Jane Gratton, head of skills at the BCC is due to tell a conference on apprenticeships that the scheme is currently “unfit for purpose”.

Since its introduction the number of new apprenticeships has fallen by 25%.

The government said it had put employers “at the heart” of the scheme.

In a statement, a Department for Education spokesperson said: “We continue to work with employers to make sure the levy meets their needs and they get the skills they need to grow.”

However, Ms Grattan will tell delegates in London later on Thursday that the levy is acting as a brake on skills development.

“Businesses recognise that apprenticeships are a crucial tool in shaping the skills of tomorrow, but the current restrictions and inflexibility of the system make it unfit for purpose,” she will say.
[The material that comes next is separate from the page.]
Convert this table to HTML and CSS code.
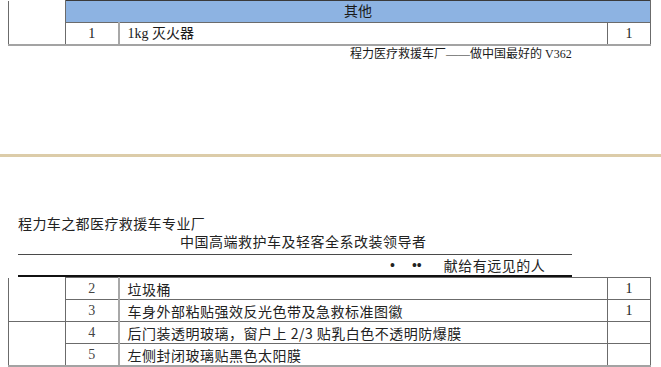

Under the scheme, which was introduced in April 2017, all employers with a wage bill greater than £3m pay 0.5% of their payroll into a central fund. In return they receive vouchers which can be used to fund apprenticeships.

Smaller firms are also expected to contribute to the costs of apprenticeships unless they employ fewer than 50 people.

Analysis: Jonty Bloom, business correspondent

The Apprenticeship levy has been deeply unpopular ever since it was announced.

Larger firms see it as little more than an extra tax, even though they can claim the money back plus 10% from the government to fund their training; the majority of the money raised has not even been claimed back.

Smaller firms have their apprenticeships subsidised by the government, but many think the system is complicated, poorly organised and does not offer the training they need.

Overall since the levy started there has been a fall of about 25% in the number of new apprenticeships, which means the government’s target of creating three million by 2020 is now probably impossible to hit.

The BCC says many firms are finding it difficult to engage with the levy system “due to its complexity”, and regard it as another tax, rather than a useful way to organise training.

“For many levy payers it feels like a tax, or redirects funds set aside for other forms of workplace training,” Ms Gratton will say.

She will call on the government to engage with business and training providers to adapt the system. The BCC would like the government to provide more support for small and medium-sized companies.

It would like bigger companies to be allowed to pass on more of the levy funding that they are unable to use directly to their supply chain companies. They can currently only pass on 10% in this way. The BCC says a higher limit would boost productivity and make supply chains more competitive.

The BCC is also calling for businesses to have more time to source a quality training provider before their levy pots expire and are absorbed by the Treasury.

In its response, the Department for Education said: “We have put employers at the heart of designing new, higher quality apprenticeships and our new apprenticeship service gives levy-paying employers direct access to and control over their apprenticeship funding.

“Our reforms have fundamentally changed what apprenticeships are, and the long-term opportunities they can provide for employers and apprentices alike.”